Solution: Volumetric Strain is given by,

Volumetric Strain = -ΔV/V

Volume of a sphere is given by, A

V = a³

• Initial radius: a_i = 1 m 
• Final radius: a_f = 0.5m 

Change in Volume = a_f³ - a_i³

⇒ Change in Volume = 1³ - (0.5)³

⇒ Change in Volume = 0.875

Original Volume = a³

⇒ Original Volume = 1

Thus, 

Volumetric Strain =  Change in Volume/Original Volume

⇒ Volumetric Strain = a_f³ - a_i³

⇒ Volumetric Strain = 0.875/1

⇒ Volumetric Strain =0.875

Question 4: A cube of side 2 m shrinks in size to a length of 0.5 m when the compressive force of 500 N is applied. Find the compressive stress.

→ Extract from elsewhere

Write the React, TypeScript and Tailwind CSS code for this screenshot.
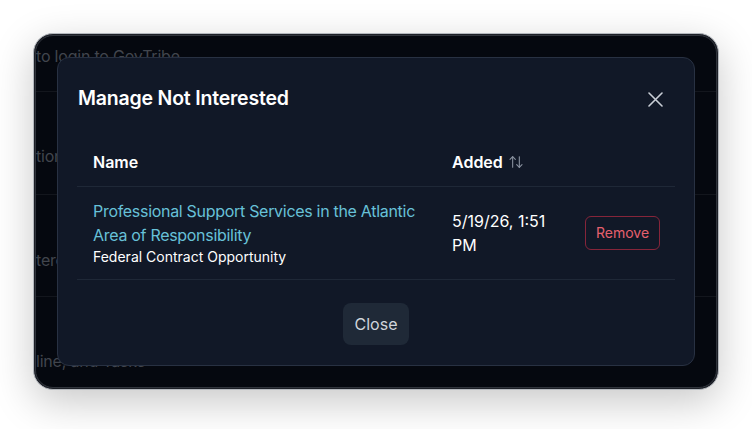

Solution: Stress is given by, 

Stress =  F/A

In this case, 

• F = 500 N
• A = side^2. 

Side is given as 2 m 

A = side² 

⇒ A = 2²

⇒ A = 4

Stress = F/A

⇒ Stress = 500/4

⇒ Stress = 125 N/m²

Question 5: The axis of a cylindrical rod moves by 30° when a force is applied horizontally. The length of the cylinder is 0.5 m. Find the shearing strain and the displacement of the cylinder from its mean position. 

Solution: Shearing strain is given by, 

Shearing Strain = Δθ/θ

Here,

• θ = 30^o
• L = 0.5 m 

⇒ Shearing Strain = tan θ

⇒ Shearing Strain = tan(30°)

⇒ Shearing Strain = 1/√3

Let Displacement be x,

Shearing Strain = x/L

x/lL = (1/√3)

x = L/√3

x = 0.5/√3

x = 0.289 m

Unsolved Problems

Question 1: A steel wire of length 3 m and cross-sectional area 2 × 10^-6 m² is stretched by a force of 600 N if Young’s modulus is 2 × 10¹¹ N/m². Find the extension produced.

Question 2: A cube of side 1 m decreases to 0.995 m under hydraulic pressure. Calculate the volumetric strain.

Question 3: A rod of length 2 m extends by 2 mm under a tensile stress of 4 × 10⁸ N/m; determine the Young’s modulus of the material.

Question 4: A cylindrical rod of length 2 m and radius 0.01 m is stretched by a force of 5000 N, producing an extension of 1 mm. Calculate Young’s modulus.

Question 5: A wire of length 1.5 m and cross-sectional area 1 × 10^-6 m² supports a 20 kg mass. If Young’s modulus is 2 × 10¹¹ N/m², find the extension of the wire (take g=9.8 m/s² ).